Publié le 02 mai 2012 par Monartiste

Comment le cinéma indie (*) renaîtra de ses cendres grâce à l’émergence d’une vraie communauté de cinéma libre

Ted Hope

Je me suis très largement inspiré d’un article d’un producteur américain Ted Hope , qui avait déjà été repris sur le blog El cosmonauta. Je me suis permis de reprendre cet article et d’y apporter des modifications, car je l’ai trouvé très inspirant et véritablement porteur d’espoir, d’idées et d’envies. Un courant de pensées, d’acteurs partageant les mêmes valeurs, se forme, j’ai souhaité ici l’alimenter, y apporter ma contribution et un peu de lumière. Vous pourrez trouver dans la boutique d’Amazon, des documents et des livres  qui sont dans la droite ligne de ce mouvement.

Texte de Ted Hope

L’industrie du cinéma est peut-être en crise, mais pas le cinéma, le modèle économique ne fonctionne plus, les grands studios n’investissent plus, adaptons-nous, soyons heureux de ce que nous faisons et acceptons le changement.

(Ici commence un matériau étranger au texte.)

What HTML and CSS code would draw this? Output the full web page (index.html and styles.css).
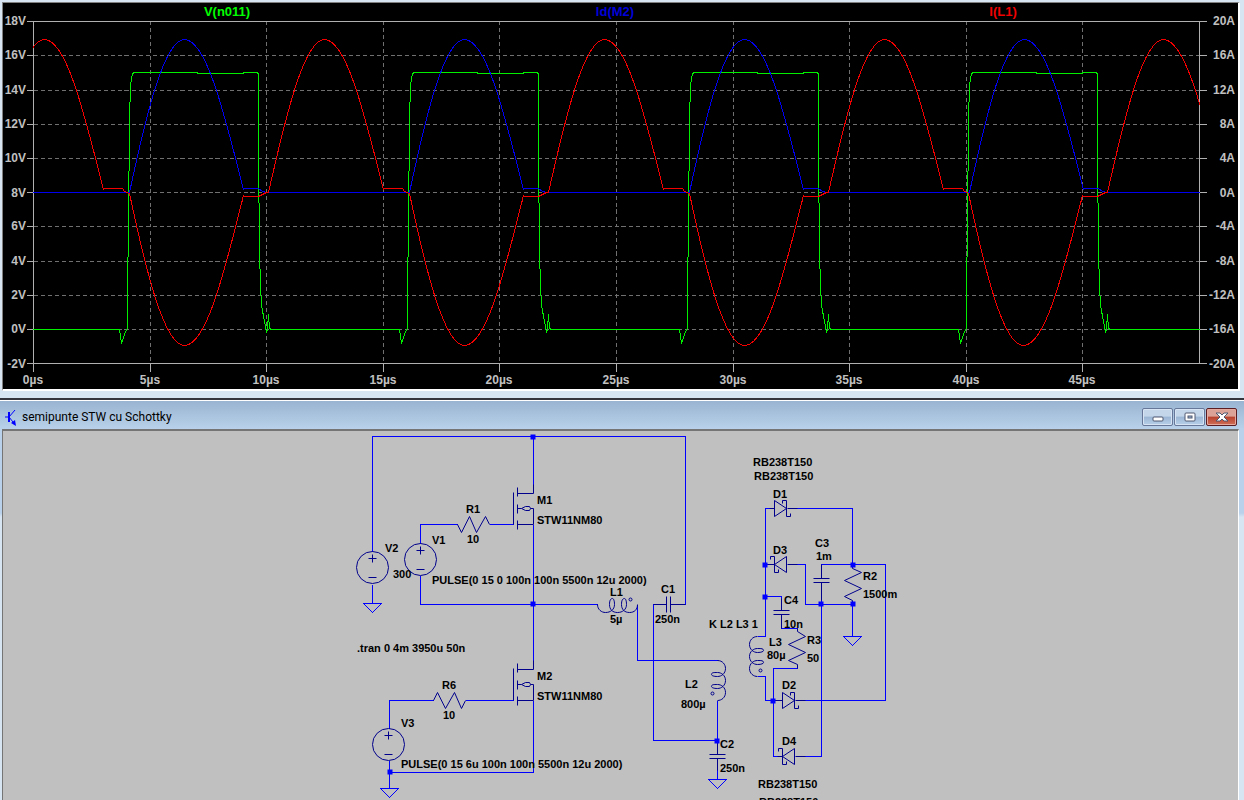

Comment peut-on parler de la mort du cinéma indépendant, alors qu’il a à peine existé… Evidemment nous vivons une période de doutes et de remises en question, mais la solution n’est sûrement pas de criminaliser l’internaute, de se défendre contre son public et porter atteinte à sa liberté à travers des lois liberticides comme la loi Hadopi et la loi sinde. Un seul mot peut résumer ce que nous vivons : bouillonnement. Non pas le désordre, mais une recherche créative, fruit des bouleversements technologiques et d’un internet libre. Oui, il y a changement, mais cela peut être l’avènement d’un cinéma vraiment indépendant, d’un cinéma dirigé par les créateurs en relation avec le public et non pas par le marketing et l’appareil de distribution. Nous avons le pouvoir de tout réinventer avec cet outil spectaculaire qu’est internet. Nous avons les moyens en restant au contact du public de développer un vrai cinéma indépendant avec notre propre modèle économique.

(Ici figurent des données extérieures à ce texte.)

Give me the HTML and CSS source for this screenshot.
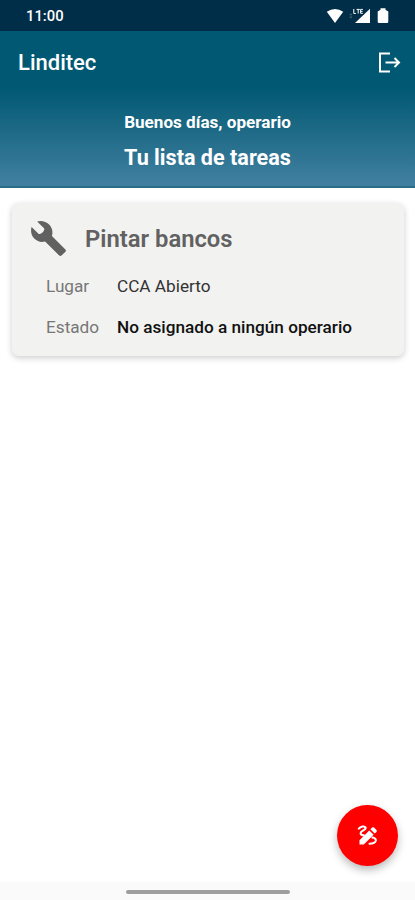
FILE: index.html
```html
<!DOCTYPE html>
<html lang="es">
<head>
  <meta charset="UTF-8" />
  <meta name="viewport" content="width=device-width, initial-scale=1.0"/>
  <title>Linditec</title>
  <link rel="stylesheet" href="styles.css">
</head>
<body>
  <div class="status-bar">
    <span class="clock">11:00</span>
    <div class="status-icons">
      <svg class="wifi" width="18" height="16" viewBox="0 0 18 16"><path d="M0.8 3.8Q9-1.600 17.2 3.8L9 15z"/></svg>
      <svg class="signal" width="22" height="16" viewBox="0 0 22 16">
        <path d="M21 0.7V15H6z"/>
        <path class="lte-back" d="M3 0h12v6.5H3z"/>
        <path class="lte" d="M4.8 1v4.5h2M7.6 1.4h3.2M9.2 1.4v4.1M13.8 1.4h-2.2v3.9h2.2M11.6 3.3h2"/>
        <path class="data" d="M0.4 7.2l1.5-2 1.5 2zM0.4 8.5l1.5 2 1.5-2z"/>
      </svg>
      <svg class="battery" width="12" height="16" viewBox="0 0 12 16"><path d="M3.5 0.3h5v1.5l2.8 1.7v10.2q0 1.3-1.3 1.3H2q-1.3 0-1.3-1.3V3.5l2.8-1.7z"/></svg>
    </div>
  </div>

  <header>
    <div class="toolbar">
      <span class="app-name">Linditec</span>
      <svg class="logout" width="24" height="22" viewBox="0 0 24 22"><path d="M13 1.500H3v18h10M8.500 10.500H22M17.500 6l4.500 4.500-4.500 4.500"/></svg>
    </div>
    <p class="greeting">Buenos días, operario</p>
    <h1>Tu lista de tareas</h1>
  </header>

  <main>
    <div class="card">
      <div class="card-title">
        <svg width="39" height="39" viewBox="0 0 24 24"><path d="M22.400 18.800l-8.300-8.300c.8-2.600.1-5.200-1.700-7.100C10.300 1.300 7.600.7 5 1.500l4.400 4.300c.2 1.700-1.500 3.600-3.400 3.500L1.600 4.900C.8 7.400 1.400 10.200 3.400 12.200c1.800 1.800 4.200 2.300 6.500 1.600l8.700 8.700c.4.4 1 .4 1.400 0l2.400-2.300c.4-.4.4-1 0-1.400z"/></svg>
        <h2>Pintar bancos</h2>
      </div>
      <div class="row">
        <span class="label">Lugar</span>
        <span class="place">CCA Abierto</span>
      </div>
      <div class="row">
        <span class="label">Estado</span>
        <span class="state">No asignado a ningún operario</span>
      </div>
    </div>
  </main>

  <button class="fab" aria-label="Nueva tarea">
    <svg width="22" height="22" viewBox="0 0 22 22">
      <path class="pencil" d="M2.5 15.2L12.3 5.4l4.3 4.3L6.8 19.5H2.5zM13.4 4.3l1.7-1.7q1-.9 2 0l2.3 2.3q1 1 0 2l-1.7 1.7z"/>
      <path class="stroke" d="M1.8 3.700C3.500 1.500 7.500.5 8.600 2.500c1.200 2.400-5.200 3.300-5 5.800.1 1.300 1.600 1.900 3.200 1.900M15.500 12.600c2.400.3 3.700 1.500 3.300 3.200-.5 1.900-2.800 2.900-6.300 2.900"/>
    </svg>
  </button>

  <div class="nav-bar"><div class="handle"></div></div>
</body>
</html>
```
FILE: styles.css
```css
* {
  margin: 0;
  padding: 0;
  box-sizing: border-box;
}

body {
  height: 900px;
  display: flex;
  flex-direction: column;
  background-color: #fff;
  font-family: Roboto, sans-serif;
  overflow: hidden;
}

.status-bar {
  height: 31px;
  padding: 0 26px;
  display: flex;
  justify-content: space-between;
  align-items: center;
  background-color: #002d47;
  color: #fff;
}

.clock {
  font-size: 14.8px;
  font-weight: 500;
}

.status-icons {
  display: flex;
  fill: #fff;
}

.signal {
  margin-left: 5px;
}

.battery {
  margin-left: 6px;
}

.lte-back {
  fill: #002d47;
}

.lte {
  fill: none;
  stroke: #fff;
  stroke-width: 1;
}

.data {
  fill: #48677c;
}

header {
  height: 157px;
  background: linear-gradient(#005872 0%, #005872 36%, #407f9f 98%);
  border-bottom: 2px solid #2c6d88;
  color: #fff;
  text-align: center;
}

.toolbar {
  height: 63px;
  padding: 0 14px 0 18px;
  display: flex;
  justify-content: space-between;
  align-items: center;
}

.app-name {
  font-size: 22px;
  font-weight: 500;
}

.logout {
  fill: none;
  stroke: #fff;
  stroke-width: 2;
}

.greeting {
  margin-top: 17px;
  font-size: 17.1px;
  line-height: 22px;
  font-weight: 700;
}

h1 {
  margin-top: 11px;
  font-size: 21.6px;
  line-height: 27px;
  font-weight: 700;
}

main {
  flex: 1;
  padding: 15px 11px 15px 12px;
}

.card {
  height: 153px;
  padding: 15px 17px;
  background-color: #f2f2f0;
  border-radius: 7px;
  box-shadow: 0 2px 6px rgba(0, 0, 0, 0.2);
}

.card-title {
  height: 41px;
  display: flex;
  align-items: center;
  gap: 17px;
  color: #616161;
  fill: #616161;
}

h2 {
  font-size: 23.8px;
  font-weight: 600;
}

.row {
  height: 41px;
  padding-left: 17px;
  display: flex;
  align-items: center;
  font-size: 17.2px;
}

.card-title + .row {
  margin-top: 6px;
}

.label {
  width: 71px;
  color: #777;
}

.place {
  color: #333;
}

.state {
  color: #111;
  font-weight: 500;
}

.fab {
  position: absolute;
  left: 337px;
  top: 805px;
  width: 61px;
  height: 61px;
  border: none;
  border-radius: 50%;
  background-color: #f00;
  box-shadow: 0 4px 8px rgba(0, 0, 0, 0.28);
  display: flex;
  justify-content: center;
  align-items: center;
}

.pencil {
  fill: #fff;
}

.stroke {
  fill: none;
  stroke: #fff;
  stroke-width: 2;
  stroke-linecap: round;
}

.nav-bar {
  height: 18px;
  padding-top: 8px;
  background-color: #fafafa;
}

.handle {
  width: 164px;
  height: 4px;
  margin: 0 auto;
  border-radius: 2px;
  background-color: #9e9e9e;
}
```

Comme l’on change de terrain, il est temps de changer les règles du jeu, où tout le monde sera gagnant.

Toutes ces belles promesses peuvent être remises en question par les lois promues par les pouvoirs publics et poussées par les industriels et leur volonté de défendre un modèle obsolète.

Sous couvert de protéger la création artistique, ils imposent par tous les moyens une limitation d’accès à la culture, ce dont s’insurge Nicolas Alcàla, le directeur du projet  El Cosmonauta  : « Ne permettons pas que l’industrie des loisir, n’utilise les droits de propriétés intellectuelles, afin de limiter l’accès à la connaissance, que la puissance d’internet permet à plus de la moitié de la planète d’avoir accès. Un film sans public n’a aucune valeur, ce sont eux qui donnent un sens, nous ne devons jamais l’oublier. Ils ne peuvent être considéré comme des criminels parce qu’ils prennent ce qui est à leur portée. Et si la majorité ne va plus au cinéma, c’est à nous de nous adapter. S’ils préfèrent voir notre travail sur un ordinateur, à nous de leur proposer ce qu’ils veulent tout en leur rappelant que nous n’existons que par eux. Les contenus doivent aller où se trouve le spectateur et la seule chose que nous devons faire c’est de leur faire accepter nos nouvelles règles en leur proposant de la valeur ajoutée. il faut leur donner envie d’acheter et de vivre une expérience, mais cela ne peut se faire par une contrainte imposée par des lois répressives. »

L’avenir nous appartient.

Tout le monde veut tourner. Et, grâce au numérique, tout le monde peut tourner. Vite. Tout de suite. On n’a pas d’argent, mais on a des choses à dire. A montrer. A partager.  Ils n’ont pas toutes les solutions mais souhaitent prendre leur destin en main et s’émanciper du système grâce à internet. Ils ne voient justement pas les internautes comme des ennemis et s’insurgent même contre la criminalisation du téléchargement.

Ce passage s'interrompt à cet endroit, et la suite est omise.